With the New Year come the resolutions that are quickly tossed to the side amidst the vices of life (chocolate and anything else involving the wonders of white sugar, to name my favourites). As I’m normally one of those who needs no excuse to dig into my second slice of lemon cake, I thought I’d take a different angle this year. Rather than simply depriving myself of all edible delights for mere days before I my willpower dissolves due to lack of resolve, I decided to start 2009 off with a firm and healthy handshake – otherwise known as a detox.
To be specific, it’s Joshi’s Holistic Detox that leaves me without: red meat, dairy, fruit (except the trusty banana), wheat, gluten & yeast, alcohol (oh, how I long for my Moskovskaya), sugar, sugar, sugar, coffee and artificial anything. I read the book cover to cover and couldn’t wait to get started with deprivation. But like any sane person, I waited until the 1st of January to get my detox on.

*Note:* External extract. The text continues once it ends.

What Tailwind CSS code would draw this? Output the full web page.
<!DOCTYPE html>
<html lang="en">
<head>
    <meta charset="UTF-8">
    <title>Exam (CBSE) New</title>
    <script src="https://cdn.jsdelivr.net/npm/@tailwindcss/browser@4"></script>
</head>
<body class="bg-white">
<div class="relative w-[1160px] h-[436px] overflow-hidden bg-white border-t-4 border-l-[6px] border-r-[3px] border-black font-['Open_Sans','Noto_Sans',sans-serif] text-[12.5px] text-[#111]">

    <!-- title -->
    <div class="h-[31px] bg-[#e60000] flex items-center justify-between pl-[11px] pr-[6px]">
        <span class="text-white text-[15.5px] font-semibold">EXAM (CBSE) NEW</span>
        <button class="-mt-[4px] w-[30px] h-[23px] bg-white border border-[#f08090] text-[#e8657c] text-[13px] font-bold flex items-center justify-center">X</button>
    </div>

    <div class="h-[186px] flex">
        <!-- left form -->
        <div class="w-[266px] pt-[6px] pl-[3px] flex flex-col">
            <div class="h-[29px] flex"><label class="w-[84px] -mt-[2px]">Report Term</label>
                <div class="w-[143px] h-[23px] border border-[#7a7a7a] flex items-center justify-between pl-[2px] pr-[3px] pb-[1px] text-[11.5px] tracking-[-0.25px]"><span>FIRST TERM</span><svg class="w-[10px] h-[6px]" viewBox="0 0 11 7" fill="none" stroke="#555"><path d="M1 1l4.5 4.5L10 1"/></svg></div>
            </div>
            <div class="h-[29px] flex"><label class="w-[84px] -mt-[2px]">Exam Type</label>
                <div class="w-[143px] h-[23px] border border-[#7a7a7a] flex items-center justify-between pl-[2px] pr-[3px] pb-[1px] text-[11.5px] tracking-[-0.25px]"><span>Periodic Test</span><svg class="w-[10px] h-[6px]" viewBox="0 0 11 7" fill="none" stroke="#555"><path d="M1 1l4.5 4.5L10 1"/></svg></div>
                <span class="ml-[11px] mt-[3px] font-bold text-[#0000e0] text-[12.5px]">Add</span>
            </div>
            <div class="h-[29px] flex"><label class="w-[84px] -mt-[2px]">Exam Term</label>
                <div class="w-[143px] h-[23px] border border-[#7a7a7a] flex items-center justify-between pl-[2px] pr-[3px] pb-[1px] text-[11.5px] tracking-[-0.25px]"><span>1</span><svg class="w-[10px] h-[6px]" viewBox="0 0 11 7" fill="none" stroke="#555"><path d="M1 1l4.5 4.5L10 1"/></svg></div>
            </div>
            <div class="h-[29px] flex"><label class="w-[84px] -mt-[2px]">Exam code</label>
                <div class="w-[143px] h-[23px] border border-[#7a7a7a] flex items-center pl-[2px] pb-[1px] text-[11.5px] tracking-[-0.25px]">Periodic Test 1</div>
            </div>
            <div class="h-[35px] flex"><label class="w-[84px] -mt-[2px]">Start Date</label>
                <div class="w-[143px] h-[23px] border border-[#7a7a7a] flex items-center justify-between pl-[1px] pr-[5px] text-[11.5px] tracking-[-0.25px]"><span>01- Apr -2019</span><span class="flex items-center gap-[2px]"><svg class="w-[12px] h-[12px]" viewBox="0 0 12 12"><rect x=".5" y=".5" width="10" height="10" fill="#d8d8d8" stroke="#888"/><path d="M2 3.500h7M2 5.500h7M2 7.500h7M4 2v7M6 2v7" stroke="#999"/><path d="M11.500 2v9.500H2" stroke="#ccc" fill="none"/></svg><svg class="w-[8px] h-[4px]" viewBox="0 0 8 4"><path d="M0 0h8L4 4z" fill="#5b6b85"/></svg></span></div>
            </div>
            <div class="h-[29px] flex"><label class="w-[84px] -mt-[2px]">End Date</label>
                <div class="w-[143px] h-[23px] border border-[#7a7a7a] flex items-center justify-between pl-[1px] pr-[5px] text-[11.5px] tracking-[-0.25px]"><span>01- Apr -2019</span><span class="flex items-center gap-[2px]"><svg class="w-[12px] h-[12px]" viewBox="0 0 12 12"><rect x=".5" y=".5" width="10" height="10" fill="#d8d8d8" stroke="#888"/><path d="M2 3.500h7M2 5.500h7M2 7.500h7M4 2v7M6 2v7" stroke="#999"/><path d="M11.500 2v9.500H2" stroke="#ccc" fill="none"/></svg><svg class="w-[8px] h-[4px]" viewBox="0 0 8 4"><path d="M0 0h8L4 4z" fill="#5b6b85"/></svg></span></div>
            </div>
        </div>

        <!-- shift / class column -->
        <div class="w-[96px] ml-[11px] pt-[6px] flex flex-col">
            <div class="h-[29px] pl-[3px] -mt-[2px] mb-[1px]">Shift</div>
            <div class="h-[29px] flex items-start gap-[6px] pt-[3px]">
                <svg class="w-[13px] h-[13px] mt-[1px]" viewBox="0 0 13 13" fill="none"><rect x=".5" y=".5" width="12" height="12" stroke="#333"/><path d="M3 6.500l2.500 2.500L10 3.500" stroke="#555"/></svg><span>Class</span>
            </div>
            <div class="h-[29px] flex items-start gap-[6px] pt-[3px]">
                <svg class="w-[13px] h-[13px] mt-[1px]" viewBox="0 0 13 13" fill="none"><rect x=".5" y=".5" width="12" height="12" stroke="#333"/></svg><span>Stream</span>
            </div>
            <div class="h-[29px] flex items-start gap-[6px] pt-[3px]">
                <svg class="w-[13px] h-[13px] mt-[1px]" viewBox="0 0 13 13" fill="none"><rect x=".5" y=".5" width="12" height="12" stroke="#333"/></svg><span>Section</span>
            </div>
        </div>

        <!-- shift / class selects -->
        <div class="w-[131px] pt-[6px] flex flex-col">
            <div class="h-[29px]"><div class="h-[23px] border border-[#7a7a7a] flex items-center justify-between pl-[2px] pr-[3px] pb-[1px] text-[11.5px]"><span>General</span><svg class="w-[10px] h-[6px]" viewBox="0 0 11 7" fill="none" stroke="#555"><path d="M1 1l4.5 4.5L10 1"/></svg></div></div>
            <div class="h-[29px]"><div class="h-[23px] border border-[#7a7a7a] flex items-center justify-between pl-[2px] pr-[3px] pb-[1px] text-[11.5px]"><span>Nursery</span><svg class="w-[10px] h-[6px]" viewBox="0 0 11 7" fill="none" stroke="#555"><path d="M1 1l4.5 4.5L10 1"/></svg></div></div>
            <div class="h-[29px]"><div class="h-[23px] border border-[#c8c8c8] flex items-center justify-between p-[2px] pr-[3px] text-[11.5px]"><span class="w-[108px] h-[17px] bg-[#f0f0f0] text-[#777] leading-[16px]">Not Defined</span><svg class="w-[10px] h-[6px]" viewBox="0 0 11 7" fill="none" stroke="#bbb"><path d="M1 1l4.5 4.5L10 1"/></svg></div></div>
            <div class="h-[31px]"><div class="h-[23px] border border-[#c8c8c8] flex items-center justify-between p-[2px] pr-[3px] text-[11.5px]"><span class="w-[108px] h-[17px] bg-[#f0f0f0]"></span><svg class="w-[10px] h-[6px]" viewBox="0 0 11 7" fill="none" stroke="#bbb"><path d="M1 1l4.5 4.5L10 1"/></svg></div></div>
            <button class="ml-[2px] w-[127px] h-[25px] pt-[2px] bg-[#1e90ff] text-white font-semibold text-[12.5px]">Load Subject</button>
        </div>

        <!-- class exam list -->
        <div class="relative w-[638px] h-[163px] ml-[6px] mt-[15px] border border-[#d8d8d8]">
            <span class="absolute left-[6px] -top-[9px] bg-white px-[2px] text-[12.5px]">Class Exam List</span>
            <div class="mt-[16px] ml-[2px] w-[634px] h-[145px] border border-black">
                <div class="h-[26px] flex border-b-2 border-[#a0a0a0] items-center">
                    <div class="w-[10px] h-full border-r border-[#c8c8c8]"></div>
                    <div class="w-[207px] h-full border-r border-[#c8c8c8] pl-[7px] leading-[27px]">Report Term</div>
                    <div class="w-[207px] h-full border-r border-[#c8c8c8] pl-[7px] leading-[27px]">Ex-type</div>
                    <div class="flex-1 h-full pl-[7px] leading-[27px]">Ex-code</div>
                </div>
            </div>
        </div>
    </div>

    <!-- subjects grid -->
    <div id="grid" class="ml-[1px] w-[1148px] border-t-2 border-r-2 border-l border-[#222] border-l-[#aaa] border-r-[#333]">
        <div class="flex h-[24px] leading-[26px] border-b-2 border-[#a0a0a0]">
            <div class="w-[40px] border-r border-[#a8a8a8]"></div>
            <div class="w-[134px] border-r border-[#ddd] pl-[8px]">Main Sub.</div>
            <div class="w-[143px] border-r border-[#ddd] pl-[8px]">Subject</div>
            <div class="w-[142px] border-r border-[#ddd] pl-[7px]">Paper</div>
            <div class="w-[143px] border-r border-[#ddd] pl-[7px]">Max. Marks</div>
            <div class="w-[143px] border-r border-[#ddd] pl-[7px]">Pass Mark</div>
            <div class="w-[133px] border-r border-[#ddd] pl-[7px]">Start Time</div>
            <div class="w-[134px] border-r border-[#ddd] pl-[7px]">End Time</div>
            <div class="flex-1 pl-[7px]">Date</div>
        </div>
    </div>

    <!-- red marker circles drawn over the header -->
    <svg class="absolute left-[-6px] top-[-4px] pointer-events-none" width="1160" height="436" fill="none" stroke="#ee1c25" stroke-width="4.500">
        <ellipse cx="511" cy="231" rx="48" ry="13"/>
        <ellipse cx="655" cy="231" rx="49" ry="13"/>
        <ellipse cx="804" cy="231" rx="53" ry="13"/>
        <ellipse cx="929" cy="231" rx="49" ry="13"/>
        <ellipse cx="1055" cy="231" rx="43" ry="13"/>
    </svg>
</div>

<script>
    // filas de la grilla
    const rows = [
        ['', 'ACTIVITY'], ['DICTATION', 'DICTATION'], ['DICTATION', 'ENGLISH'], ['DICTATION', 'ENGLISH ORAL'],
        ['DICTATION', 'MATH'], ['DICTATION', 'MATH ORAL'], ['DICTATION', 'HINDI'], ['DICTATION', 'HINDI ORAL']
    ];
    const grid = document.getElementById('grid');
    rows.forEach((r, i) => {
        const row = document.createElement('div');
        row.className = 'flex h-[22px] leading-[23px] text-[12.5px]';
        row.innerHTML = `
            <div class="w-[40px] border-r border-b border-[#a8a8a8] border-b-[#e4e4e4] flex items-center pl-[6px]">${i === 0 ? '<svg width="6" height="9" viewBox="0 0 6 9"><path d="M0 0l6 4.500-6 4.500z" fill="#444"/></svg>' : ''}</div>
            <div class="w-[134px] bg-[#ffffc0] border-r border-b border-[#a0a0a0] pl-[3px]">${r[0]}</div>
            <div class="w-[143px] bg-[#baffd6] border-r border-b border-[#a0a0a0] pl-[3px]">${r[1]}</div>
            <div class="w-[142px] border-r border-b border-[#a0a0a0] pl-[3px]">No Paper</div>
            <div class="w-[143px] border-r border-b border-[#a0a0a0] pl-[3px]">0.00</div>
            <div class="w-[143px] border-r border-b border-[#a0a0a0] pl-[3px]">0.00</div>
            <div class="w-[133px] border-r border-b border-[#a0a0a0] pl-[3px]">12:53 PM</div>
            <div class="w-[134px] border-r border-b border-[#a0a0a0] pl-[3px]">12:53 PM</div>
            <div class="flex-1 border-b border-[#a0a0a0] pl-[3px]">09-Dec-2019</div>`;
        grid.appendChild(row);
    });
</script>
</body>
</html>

To be frank, I’m a bacon, chicken and fish almost-vegetarian for the most part anyways, so kicking Babe off my diet was not hard in the least. I also haven’t had a glass of icy cold cow’s milk in years and since I’m addicted to the wonders of soy and rice milk, I was able to tick this box off easier than it probably should have been (Joshi does let me have my plain bio yogurt though – oh the joy!).
Bananas are allowed because of their slow-releasing sugars, which is pretty much the only sugar I’m getting anyways – unless you count the minute amount of cane juice in my soy milk—which frankly, I don’t count for anything besides keeping me just a little bit saner throughout the detox. Just imagine a life without sugar (wait, don’t cry yet), and now imagine it without sugar and bread. Now you can shed a tear.

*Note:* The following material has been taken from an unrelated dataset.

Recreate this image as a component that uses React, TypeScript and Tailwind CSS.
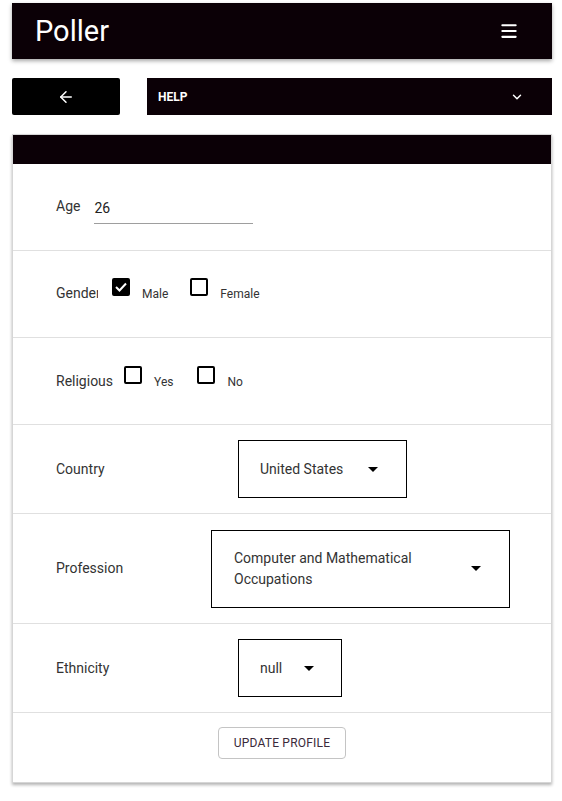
import { ArrowLeft, ChevronDown, Menu } from "lucide-react";

const font = { fontFamily: "Roboto, 'Noto Sans', sans-serif" };

function Caret() {
  return (
    <svg width="10" height="5" viewBox="0 0 10 5" className="shrink-0">
      <path d="M0 0 L10 0 L5 5 Z" fill="#000" />
    </svg>
  );
}

function Check({ checked, label }: { checked?: boolean; label: string }) {
  return (
    <div className="flex items-start gap-3">
      <div
        className={
          "w-[18px] h-[18px] rounded-[2px] border-2 border-black flex items-center justify-center " +
          (checked ? "bg-black" : "bg-white")
        }
      >
        {checked && (
          <svg width="12" height="10" viewBox="0 0 12 10">
            <path d="M1 5 L4.5 8.5 L11 1.5" stroke="#fff" strokeWidth="2" fill="none" />
          </svg>
        )}
      </div>
      <span className="text-[12px] text-[#333] mt-[7px]">{label}</span>
    </div>
  );
}

function Row({ children, className = "" }: { children: React.ReactNode; className?: string }) {
  return (
    <div className={"flex items-center border-b border-[#e0e0e0] pl-[43px] " + className}>{children}</div>
  );
}

export default function App() {
  return (
    <div className="min-h-screen bg-white pl-3 pr-[10px] pt-[3px]" style={font}>
      {/* App bar */}
      <header className="h-14 bg-[#0b0006] flex items-center justify-between pl-[23px] pr-[33px] shadow-[0_2px_4px_rgba(0,0,0,0.35)]">
        <span className="text-white text-[29px] leading-none">Poller</span>
        <Menu className="text-white w-5 h-5" strokeWidth={2.5} />
      </header>

      {/* Nav */}
      <div className="flex gap-[27px] mt-[19px]">
        <button className="w-[108px] h-[37px] bg-black rounded-[2px] flex items-center justify-center">
          <ArrowLeft className="text-white w-[18px] h-[18px]" strokeWidth={2} />
        </button>
        <div className="flex-1 h-[37px] bg-[#0b0006] flex items-center justify-between pl-[11px] pr-[28px]">
          <span className="text-white text-[12px] font-bold">HELP</span>
          <ChevronDown className="text-white w-[14px] h-[14px]" strokeWidth={2.5} />
        </div>
      </div>

      {/* Profile card */}
      <div className="mt-[19px] border border-[#d6d6d6] shadow-[0_2px_3px_rgba(0,0,0,0.3)] text-[14px] text-[#333]">
        <div className="h-[29px] bg-[#0b0006]" />

        <Row className="h-[87px]">
          <span className="mt-[-2px]">Age</span>
          <div className="ml-[14px] w-[159px] border-b border-[#9e9e9e] pt-[8px] pb-[4px]">
            <span className="text-[#222]">26</span>
          </div>
        </Row>

        <Row className="h-[87px]">
          <div className="flex items-start mb-[6px]">
            <span className="w-[42px] overflow-hidden whitespace-nowrap mt-[5px]">Gender</span>
            <div className="ml-[14px] flex gap-[22px]">
              <Check checked label="Male" />
              <Check label="Female" />
            </div>
          </div>
        </Row>

        <Row className="h-[87px]">
          <div className="flex items-start mb-[5px]">
            <span className="whitespace-nowrap mt-[5px]">Religious</span>
            <div className="ml-[11px] flex gap-[24px]">
              <Check label="Yes" />
              <Check label="No" />
            </div>
          </div>
        </Row>

        <Row className="h-[89px]">
          <span className="w-[182px]">Country</span>
          <div className="w-[169px] h-[58px] border border-black flex items-center pl-[21px] pr-[28px] justify-between">
            <span>United States</span>
            <Caret />
          </div>
        </Row>

        <Row className="h-[110px]">
          <span className="w-[155px]">Profession</span>
          <div className="w-[299px] h-[78px] border border-black flex items-center pl-[22px] pr-[28px] justify-between">
            <span className="leading-[21px] w-[200px]">Computer and Mathematical Occupations</span>
            <Caret />
          </div>
        </Row>

        <Row className="h-[89px]">
          <span className="w-[182px]">Ethnicity</span>
          <div className="w-[104px] h-[58px] border border-black flex items-center pl-[21px] pr-[27px] justify-between">
            <span>null</span>
            <Caret />
          </div>
        </Row>

        <div className="h-[69px] flex items-start justify-center pt-[14px]">
          <button className="h-[32px] w-[128px] border border-[#c4c4c4] rounded-[4px] text-[12px] text-[#3a2a3a] tracking-[0.2px]">
            UPDATE PROFILE
          </button>
        </div>
      </div>
    </div>
  );
}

Overnight, I’ve turned into a spelt bread type of girl who checks ingredient lists for the unwanted gluten, wheat, and forbidden crystals of sugar that crop up just about everywhere. Once you start to pay attention to what you eat, it’s all too easy for it to become an obsession. The people that serve me at restaurants have been rather lackluster and unimpressed with my newfound attitude towards everything I ingest. They take issue with the fact that I need to know exactly what’s in the vinaigrette and that I ask for carrot juice with a little beet thrown in. A girl’s got to get her vegetable sweetness somewhere!

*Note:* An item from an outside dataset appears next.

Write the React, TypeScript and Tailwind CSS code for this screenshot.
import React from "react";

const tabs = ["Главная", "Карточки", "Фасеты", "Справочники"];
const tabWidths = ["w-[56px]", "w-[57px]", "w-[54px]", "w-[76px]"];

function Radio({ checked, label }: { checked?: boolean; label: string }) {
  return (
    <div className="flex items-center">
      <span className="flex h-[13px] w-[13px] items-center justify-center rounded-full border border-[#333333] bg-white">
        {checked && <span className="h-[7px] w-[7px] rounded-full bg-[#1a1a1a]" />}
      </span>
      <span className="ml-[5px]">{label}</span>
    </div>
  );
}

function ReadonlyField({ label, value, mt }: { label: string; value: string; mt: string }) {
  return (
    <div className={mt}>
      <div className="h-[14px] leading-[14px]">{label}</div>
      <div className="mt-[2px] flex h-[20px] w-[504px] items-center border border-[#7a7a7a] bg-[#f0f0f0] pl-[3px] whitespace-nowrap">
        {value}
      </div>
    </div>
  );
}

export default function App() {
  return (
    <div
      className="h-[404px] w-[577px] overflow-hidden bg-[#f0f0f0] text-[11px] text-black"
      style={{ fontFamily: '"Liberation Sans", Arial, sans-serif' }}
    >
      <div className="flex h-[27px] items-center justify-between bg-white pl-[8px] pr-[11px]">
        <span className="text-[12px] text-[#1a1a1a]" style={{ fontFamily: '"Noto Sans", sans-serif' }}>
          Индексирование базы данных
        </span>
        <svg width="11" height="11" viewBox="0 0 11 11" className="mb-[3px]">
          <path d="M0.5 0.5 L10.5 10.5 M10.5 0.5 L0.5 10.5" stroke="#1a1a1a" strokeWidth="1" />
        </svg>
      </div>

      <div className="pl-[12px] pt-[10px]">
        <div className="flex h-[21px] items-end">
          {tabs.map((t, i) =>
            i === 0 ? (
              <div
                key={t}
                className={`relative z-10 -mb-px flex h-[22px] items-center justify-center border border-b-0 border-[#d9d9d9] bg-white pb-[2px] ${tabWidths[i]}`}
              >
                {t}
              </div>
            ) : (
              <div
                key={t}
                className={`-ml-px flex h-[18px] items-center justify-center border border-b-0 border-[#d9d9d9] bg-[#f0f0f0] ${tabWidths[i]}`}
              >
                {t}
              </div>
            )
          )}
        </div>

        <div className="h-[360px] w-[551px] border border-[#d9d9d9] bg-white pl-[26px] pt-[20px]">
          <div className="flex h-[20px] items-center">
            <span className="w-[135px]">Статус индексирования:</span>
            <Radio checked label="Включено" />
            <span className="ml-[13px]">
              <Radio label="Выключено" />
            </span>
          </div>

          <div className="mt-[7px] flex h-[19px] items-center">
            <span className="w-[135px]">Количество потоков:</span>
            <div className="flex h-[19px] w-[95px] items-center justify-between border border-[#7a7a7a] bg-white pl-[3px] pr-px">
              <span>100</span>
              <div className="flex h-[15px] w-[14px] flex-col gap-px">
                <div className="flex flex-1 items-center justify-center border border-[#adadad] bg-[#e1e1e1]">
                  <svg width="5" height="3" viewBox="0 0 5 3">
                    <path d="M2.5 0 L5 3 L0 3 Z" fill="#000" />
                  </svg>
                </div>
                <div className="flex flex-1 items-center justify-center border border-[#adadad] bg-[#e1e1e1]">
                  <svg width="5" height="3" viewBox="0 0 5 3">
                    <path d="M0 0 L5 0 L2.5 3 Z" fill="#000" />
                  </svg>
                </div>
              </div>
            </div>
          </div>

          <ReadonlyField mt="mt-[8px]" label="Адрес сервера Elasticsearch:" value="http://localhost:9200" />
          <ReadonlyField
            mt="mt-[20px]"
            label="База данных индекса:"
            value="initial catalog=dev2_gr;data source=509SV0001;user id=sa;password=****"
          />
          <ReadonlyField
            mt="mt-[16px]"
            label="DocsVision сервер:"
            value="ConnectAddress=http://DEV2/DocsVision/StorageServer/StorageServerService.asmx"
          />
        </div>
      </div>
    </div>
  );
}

Now you might say that sugar, alcohol and coffee are what make the world go round and get about 45% of the world out of bed in the morning. I would have to agree with you there because I used to be a tried and true member of the java club. But somehow I’ve found the will to insert a green tea bag where there was once a beautiful shot of espresso. At least I’m still allowed to smell the coffee beans, which makes up for about 2% of the pain.
So far it’s been 19 days and I’ve only got three more to go (one make-up day for the numerous vodka sodas I’ve consumed while pining away for the chocolate that’s in my freezer). I think I’ve lost a few pounds—but that might only be from all the dishes I’ve been doing and all the calories I’ve been burning up in the kitchen as I hand-blend my chick peas into a state of hummus and make more soup than your grandmother can shake a spoon at.
The best part of putting myself through the nutritional ringer is that I actually feel pretty decent. Better than I have in months: no cold, no flu, and no problems besides figuring out exactly how many Tupperware containers I can fit into my purse without looking like I’m trying to sell them door-to-door. These days I drink my hot water with lemon and face the day head-on without the blur of a caffeine fix fogging up the glass. The view’s pretty much the same, but maybe it’s just that my vantage point is a little bit to the left of where I started from, somewhere between the kale and the rice milk.